Donc, il y avait nécessairement un compromis à trouver », explique Jean-Paul Chagnollaud, directeur de l’Institut de recherche et d’études Méditerranée-Moyen-Orient (Iremmo). « La division du Moyen-Orient en plusieurs Etats n’était pas en soi condamnable : les Hachémites l’avaient envisagée dès le début en faveur des fils ainés de Hussein.
Mais elle s’est opérée contre la volonté des populations », analyse l’un des plus grands spécialistes de la région Henry Laurens, professeur au Collège de France. Parce que les accords Sykes-Picot ont imposé des frontières à des populations qui en voulaient d’autres et que les Arabes ont vécu ces accords comme une trahison et une injustice.
« Les Arabes ont dû s’y plier, poursuit Jean-Paul Chagnollaud, mais certains ont su y résister. C’est le cas des Turcs. »
Des frontières à l’épreuve du réel
Si les lignes tracées par les accords Sykes-Picot ont instauré des frontières artificielles, faisant fi des diversités ethniques et religieuses des populations, aucun événement n’est parvenu en un siècle à les ébranler, même pas le panarabisme de Gamal Abdel Nasser puisque la République arabe unie (RAU) ne vivra que trois ans (1958-1961).

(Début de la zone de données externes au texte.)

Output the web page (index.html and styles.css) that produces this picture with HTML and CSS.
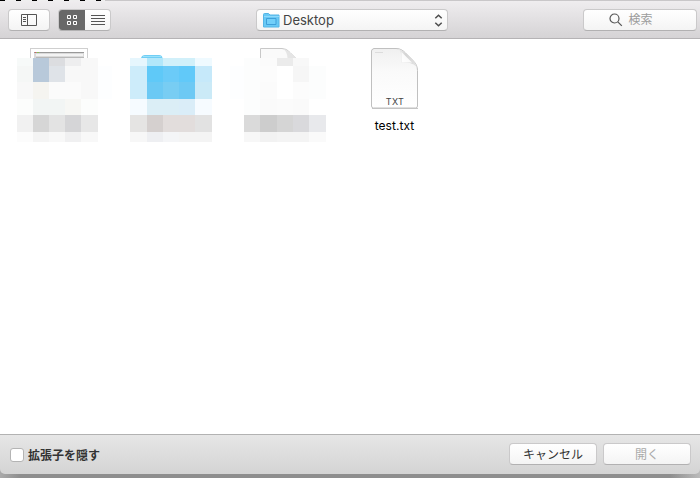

« En tant que découpage territorial, le partage a duré, essentiellement parce que les nouvelles capitales et leurs classes dirigeantes ont su imposer leur autorité sur le nouveau pays (…) Quand le nationalisme arabe reviendra en force, il ne reconnaîtra pas la légitimité de ce découpage et appellera à la constitution d’un Etat unitaire, panacée à tous les maux de la région. Les Etats réels seront ainsi frappés d’illégitimité et durablement fragilisés.
La constitution du Foyer national juif entraînera la région dans un cycle de conflits qui semble loin de se terminer », analyse Henry Laurens dans les colonnes du Monde diplomatique en 2003, année de l’invasion américaine en Irak qui a contribué à faire voler en éclat les frontières.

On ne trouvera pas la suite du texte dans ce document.